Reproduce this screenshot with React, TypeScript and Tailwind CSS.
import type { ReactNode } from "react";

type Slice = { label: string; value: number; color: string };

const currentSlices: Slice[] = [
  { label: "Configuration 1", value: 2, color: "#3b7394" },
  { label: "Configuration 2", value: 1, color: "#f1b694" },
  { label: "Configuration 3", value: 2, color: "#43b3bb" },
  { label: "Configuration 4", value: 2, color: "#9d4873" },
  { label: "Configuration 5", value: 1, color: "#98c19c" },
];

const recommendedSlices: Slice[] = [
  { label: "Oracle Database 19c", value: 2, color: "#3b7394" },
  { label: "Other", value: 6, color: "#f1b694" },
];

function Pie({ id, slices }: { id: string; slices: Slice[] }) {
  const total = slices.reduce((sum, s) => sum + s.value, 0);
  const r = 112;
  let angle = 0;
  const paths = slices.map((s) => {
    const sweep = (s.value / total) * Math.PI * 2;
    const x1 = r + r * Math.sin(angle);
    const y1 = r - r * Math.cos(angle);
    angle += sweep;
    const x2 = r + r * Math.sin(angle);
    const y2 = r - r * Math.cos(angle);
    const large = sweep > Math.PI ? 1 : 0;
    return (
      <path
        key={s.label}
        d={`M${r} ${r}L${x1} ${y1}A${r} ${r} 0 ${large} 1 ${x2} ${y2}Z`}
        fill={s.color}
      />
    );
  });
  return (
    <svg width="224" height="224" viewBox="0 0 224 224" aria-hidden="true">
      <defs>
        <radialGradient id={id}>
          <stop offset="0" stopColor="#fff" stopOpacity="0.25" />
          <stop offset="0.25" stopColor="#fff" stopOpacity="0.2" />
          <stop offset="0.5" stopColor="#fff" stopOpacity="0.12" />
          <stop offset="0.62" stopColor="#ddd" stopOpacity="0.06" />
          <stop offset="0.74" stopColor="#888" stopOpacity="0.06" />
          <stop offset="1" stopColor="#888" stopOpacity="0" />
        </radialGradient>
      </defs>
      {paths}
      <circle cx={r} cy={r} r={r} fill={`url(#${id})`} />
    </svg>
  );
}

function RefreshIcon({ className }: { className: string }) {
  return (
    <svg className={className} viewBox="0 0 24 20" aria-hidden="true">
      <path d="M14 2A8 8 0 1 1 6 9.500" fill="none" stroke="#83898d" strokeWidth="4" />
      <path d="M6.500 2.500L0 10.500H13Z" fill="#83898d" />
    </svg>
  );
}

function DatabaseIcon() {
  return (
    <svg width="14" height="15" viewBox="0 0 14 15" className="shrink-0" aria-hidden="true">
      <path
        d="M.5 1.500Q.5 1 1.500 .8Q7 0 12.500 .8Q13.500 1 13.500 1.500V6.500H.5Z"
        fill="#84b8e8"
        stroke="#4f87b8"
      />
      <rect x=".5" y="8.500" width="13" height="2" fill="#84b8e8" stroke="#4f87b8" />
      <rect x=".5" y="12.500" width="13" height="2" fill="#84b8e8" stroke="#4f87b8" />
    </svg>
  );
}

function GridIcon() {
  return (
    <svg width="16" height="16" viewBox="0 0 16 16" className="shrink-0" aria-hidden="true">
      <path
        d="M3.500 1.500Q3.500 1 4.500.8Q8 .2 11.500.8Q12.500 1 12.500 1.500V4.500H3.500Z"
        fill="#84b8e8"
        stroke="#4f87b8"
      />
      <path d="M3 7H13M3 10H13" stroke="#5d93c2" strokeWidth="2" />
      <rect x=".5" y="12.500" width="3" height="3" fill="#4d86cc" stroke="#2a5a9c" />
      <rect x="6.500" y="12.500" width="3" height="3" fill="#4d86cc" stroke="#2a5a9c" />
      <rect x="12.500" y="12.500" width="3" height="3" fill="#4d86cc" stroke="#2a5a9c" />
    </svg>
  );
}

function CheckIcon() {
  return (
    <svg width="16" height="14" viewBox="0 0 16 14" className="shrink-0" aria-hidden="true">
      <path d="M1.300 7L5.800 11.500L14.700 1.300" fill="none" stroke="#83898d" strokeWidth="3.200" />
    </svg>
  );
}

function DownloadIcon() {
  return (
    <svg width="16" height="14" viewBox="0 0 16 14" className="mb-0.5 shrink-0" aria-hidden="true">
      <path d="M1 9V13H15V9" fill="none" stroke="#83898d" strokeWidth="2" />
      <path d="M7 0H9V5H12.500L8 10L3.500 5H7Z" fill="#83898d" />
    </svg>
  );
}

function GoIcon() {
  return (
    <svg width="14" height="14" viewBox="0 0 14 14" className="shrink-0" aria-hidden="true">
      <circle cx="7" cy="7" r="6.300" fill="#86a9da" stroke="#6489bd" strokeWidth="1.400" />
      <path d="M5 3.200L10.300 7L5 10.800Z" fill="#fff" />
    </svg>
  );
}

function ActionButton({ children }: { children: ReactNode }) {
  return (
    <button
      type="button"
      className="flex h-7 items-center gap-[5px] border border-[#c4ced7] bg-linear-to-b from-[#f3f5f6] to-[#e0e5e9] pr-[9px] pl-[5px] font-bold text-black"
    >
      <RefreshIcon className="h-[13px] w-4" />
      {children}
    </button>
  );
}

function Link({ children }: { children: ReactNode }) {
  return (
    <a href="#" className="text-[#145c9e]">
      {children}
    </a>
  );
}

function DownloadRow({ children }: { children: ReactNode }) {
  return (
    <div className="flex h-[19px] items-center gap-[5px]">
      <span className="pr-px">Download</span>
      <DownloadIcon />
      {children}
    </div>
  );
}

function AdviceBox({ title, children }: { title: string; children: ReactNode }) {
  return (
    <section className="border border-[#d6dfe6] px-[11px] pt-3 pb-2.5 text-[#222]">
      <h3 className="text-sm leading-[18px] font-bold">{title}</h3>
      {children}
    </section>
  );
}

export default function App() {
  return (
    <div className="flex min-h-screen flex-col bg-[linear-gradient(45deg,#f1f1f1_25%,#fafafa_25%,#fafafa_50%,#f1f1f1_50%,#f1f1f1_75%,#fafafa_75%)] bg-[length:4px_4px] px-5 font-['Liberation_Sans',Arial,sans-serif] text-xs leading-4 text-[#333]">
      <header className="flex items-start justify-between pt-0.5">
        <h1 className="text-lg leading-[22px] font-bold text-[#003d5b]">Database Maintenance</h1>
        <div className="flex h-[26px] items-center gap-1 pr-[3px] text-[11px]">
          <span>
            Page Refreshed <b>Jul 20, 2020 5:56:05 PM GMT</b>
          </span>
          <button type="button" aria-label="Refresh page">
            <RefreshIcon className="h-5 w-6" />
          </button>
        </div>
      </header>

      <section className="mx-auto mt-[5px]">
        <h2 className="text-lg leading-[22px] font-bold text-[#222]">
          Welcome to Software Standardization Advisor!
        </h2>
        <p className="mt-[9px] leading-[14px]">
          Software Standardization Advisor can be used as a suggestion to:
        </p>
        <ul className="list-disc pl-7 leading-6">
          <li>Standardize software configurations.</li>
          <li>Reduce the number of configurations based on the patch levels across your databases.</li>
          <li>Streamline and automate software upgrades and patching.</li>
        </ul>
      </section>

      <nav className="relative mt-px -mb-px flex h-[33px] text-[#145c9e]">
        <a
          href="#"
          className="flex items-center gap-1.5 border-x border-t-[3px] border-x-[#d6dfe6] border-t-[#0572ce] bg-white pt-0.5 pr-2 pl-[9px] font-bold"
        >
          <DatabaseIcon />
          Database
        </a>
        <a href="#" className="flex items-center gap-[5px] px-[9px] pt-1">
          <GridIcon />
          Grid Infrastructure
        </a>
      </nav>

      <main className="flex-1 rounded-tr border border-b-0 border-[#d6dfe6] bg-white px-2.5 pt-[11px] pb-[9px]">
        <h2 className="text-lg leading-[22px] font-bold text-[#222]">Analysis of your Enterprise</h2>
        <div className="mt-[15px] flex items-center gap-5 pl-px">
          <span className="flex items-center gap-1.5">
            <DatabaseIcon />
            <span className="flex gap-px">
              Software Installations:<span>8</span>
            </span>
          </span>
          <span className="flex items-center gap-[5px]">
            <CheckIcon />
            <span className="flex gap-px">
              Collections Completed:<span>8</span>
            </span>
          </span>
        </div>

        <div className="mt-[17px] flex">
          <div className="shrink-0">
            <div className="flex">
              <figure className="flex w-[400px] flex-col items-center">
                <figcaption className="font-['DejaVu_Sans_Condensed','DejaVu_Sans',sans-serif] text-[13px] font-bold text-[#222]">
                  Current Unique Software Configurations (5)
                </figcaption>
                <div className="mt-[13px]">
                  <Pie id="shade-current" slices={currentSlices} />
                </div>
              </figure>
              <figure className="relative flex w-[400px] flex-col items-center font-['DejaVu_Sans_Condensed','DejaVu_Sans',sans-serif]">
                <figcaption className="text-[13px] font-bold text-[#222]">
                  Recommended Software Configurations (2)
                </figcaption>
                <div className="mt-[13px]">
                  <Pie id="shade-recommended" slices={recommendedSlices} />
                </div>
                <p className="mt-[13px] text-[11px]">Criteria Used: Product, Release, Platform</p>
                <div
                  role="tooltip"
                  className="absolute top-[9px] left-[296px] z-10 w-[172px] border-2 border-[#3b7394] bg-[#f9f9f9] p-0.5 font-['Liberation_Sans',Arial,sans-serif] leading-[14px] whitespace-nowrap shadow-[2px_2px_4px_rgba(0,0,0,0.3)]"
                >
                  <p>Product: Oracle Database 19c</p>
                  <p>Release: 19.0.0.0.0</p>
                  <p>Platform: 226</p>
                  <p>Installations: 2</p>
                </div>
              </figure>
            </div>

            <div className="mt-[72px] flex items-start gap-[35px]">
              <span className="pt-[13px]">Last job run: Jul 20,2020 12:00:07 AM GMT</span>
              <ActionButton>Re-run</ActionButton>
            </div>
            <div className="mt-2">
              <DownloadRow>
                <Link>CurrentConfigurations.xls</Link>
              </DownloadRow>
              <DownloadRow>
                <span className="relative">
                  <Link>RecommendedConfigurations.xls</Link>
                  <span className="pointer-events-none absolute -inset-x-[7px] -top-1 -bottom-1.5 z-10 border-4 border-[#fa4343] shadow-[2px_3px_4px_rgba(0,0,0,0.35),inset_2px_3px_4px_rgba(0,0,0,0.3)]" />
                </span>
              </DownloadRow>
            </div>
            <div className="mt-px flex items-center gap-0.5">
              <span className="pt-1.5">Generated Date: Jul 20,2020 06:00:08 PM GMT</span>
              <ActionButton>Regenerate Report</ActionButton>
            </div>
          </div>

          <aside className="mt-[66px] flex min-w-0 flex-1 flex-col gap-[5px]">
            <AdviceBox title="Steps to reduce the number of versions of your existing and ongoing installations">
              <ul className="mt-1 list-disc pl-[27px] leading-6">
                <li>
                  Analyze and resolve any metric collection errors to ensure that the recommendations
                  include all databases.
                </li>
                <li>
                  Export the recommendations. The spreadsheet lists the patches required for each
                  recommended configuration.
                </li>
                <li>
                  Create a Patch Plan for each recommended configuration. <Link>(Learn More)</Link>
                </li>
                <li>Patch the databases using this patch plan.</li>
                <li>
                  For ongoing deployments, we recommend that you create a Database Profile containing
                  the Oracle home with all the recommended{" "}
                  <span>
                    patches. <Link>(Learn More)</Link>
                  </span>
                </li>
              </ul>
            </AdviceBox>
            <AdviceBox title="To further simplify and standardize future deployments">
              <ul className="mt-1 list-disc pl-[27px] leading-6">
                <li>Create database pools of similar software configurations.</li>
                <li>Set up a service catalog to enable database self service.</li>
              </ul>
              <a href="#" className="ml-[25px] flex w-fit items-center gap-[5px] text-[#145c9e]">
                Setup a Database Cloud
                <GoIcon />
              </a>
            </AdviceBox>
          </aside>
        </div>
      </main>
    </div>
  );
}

# # # # # # #

WHAT IS BEING ASKED: Find each line with the string "this" and copy it out.

EXPECTED ANSWER:
Reproduce this screenshot with React, TypeScript and Tailwind CSS.
                <li>Patch the databases using this patch plan.</li>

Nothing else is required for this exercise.